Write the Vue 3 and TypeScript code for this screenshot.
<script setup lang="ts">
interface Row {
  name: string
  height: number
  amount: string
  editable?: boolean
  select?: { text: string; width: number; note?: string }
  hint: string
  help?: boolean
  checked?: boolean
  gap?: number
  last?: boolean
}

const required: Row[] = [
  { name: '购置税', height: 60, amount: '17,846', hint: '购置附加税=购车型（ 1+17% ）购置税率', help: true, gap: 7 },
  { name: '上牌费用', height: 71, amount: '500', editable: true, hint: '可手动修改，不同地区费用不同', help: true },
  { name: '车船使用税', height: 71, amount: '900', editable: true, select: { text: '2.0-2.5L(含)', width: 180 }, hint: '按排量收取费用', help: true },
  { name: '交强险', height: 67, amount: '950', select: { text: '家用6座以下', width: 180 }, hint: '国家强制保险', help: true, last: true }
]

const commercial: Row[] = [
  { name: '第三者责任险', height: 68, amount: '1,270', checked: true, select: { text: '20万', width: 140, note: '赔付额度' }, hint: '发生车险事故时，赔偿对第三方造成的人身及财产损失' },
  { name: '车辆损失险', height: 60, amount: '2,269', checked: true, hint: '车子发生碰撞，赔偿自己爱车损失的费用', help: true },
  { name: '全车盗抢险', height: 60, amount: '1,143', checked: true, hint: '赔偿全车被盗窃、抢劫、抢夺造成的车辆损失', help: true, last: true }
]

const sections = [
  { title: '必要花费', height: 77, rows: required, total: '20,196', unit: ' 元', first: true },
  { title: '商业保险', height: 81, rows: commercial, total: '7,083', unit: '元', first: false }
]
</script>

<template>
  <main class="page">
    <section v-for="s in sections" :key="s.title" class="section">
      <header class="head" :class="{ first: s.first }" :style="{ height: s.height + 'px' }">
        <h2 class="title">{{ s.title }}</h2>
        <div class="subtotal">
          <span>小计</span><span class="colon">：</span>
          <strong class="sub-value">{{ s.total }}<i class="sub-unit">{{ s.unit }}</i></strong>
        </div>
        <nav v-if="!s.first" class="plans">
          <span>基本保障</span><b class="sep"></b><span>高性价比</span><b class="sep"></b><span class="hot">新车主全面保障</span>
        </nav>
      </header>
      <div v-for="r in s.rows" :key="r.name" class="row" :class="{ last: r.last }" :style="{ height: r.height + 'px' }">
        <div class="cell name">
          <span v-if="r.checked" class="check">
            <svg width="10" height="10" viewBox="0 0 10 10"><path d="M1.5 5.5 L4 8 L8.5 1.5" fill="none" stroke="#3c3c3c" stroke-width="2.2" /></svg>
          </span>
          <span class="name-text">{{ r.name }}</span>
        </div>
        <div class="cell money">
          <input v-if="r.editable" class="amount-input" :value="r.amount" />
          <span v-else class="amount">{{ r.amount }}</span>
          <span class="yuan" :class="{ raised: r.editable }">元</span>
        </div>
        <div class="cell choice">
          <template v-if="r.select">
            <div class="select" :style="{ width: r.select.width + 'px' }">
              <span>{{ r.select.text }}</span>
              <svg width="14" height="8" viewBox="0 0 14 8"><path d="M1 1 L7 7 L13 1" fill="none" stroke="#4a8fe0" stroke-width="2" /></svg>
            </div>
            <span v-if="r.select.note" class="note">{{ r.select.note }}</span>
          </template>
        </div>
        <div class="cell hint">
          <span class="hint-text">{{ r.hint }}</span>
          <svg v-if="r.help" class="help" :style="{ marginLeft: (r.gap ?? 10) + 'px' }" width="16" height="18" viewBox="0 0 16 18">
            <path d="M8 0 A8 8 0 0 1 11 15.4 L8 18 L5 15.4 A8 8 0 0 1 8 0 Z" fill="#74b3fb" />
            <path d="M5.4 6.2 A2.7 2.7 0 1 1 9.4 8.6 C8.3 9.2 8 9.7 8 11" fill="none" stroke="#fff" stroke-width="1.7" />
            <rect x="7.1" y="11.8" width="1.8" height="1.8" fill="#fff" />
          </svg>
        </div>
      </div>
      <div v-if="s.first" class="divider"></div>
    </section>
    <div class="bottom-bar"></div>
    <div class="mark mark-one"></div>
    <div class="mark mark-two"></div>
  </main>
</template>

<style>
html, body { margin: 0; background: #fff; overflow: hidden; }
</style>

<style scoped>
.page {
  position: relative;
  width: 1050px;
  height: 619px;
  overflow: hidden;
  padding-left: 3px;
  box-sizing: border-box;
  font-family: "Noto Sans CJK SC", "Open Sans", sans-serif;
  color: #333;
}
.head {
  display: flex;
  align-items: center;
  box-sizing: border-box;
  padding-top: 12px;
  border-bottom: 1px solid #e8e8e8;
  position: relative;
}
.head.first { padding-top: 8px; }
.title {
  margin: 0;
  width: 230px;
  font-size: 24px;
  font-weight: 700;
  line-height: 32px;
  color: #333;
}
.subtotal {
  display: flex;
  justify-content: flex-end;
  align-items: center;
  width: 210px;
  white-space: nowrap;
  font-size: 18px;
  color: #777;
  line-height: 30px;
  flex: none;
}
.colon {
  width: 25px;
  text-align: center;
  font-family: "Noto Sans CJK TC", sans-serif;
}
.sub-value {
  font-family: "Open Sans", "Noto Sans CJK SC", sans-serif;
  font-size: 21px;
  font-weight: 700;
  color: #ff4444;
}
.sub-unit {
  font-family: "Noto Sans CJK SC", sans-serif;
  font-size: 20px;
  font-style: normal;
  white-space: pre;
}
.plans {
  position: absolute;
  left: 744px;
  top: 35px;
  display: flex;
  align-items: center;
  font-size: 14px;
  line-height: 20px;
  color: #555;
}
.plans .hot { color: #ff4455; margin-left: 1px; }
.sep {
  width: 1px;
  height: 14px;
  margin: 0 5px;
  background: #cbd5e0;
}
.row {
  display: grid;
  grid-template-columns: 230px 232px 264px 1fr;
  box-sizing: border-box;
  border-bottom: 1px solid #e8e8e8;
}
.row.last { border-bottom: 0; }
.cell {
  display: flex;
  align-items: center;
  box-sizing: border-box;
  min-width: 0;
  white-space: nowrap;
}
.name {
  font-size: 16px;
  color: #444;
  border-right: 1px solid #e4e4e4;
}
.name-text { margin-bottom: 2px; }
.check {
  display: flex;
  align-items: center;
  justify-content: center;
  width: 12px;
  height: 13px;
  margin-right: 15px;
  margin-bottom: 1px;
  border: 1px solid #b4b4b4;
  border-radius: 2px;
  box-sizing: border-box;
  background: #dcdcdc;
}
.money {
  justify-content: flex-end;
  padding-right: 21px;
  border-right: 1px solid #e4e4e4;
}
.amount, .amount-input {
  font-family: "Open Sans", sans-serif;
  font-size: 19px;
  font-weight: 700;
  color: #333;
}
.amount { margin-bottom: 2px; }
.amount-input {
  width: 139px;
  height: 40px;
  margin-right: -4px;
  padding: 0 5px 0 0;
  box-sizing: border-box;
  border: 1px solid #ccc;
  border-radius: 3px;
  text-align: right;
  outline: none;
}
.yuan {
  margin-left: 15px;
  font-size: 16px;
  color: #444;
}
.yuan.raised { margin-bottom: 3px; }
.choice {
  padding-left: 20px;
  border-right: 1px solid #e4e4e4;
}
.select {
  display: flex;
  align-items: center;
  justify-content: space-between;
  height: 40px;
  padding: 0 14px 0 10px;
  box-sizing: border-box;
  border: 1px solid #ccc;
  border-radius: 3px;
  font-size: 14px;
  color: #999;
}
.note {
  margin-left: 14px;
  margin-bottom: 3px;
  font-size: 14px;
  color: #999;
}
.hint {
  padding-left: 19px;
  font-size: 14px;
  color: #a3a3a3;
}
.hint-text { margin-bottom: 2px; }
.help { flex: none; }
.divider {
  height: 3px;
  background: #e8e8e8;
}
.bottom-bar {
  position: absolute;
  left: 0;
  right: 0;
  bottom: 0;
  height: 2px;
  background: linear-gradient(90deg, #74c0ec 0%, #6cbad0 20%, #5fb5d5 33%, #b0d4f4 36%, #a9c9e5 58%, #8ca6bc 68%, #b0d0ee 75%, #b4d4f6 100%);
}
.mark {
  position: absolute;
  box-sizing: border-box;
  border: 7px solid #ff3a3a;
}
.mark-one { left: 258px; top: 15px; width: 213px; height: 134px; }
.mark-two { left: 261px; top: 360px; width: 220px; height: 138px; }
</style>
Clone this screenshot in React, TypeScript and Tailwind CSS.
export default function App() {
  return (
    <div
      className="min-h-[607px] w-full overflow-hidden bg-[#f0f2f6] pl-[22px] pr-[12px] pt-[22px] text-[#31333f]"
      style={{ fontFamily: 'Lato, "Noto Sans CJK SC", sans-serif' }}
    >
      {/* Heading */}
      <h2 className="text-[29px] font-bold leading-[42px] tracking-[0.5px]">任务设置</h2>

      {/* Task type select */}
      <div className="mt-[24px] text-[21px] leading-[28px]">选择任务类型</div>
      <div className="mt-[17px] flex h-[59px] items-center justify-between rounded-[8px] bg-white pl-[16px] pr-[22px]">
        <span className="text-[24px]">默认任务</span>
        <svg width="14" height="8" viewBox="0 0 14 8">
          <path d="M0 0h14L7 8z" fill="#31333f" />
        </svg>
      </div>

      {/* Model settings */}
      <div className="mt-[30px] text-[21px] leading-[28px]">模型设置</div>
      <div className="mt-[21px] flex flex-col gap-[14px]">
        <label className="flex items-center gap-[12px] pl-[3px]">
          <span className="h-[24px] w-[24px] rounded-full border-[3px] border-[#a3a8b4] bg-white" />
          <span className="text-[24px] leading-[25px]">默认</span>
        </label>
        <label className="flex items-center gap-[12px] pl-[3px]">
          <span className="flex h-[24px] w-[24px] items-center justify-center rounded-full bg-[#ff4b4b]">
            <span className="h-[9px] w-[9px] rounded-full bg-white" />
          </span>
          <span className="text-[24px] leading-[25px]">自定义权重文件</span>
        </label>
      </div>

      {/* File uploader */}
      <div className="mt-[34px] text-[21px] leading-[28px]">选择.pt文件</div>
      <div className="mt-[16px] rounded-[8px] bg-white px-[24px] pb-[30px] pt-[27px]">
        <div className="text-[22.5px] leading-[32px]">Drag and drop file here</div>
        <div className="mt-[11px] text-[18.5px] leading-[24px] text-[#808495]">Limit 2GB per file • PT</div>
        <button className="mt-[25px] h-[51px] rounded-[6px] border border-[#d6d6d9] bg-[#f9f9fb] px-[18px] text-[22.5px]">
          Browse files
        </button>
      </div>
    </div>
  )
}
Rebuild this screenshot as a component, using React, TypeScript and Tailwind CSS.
··········
Give the count of lines in the data above that hold the string "Tailwind", with no additional words.

2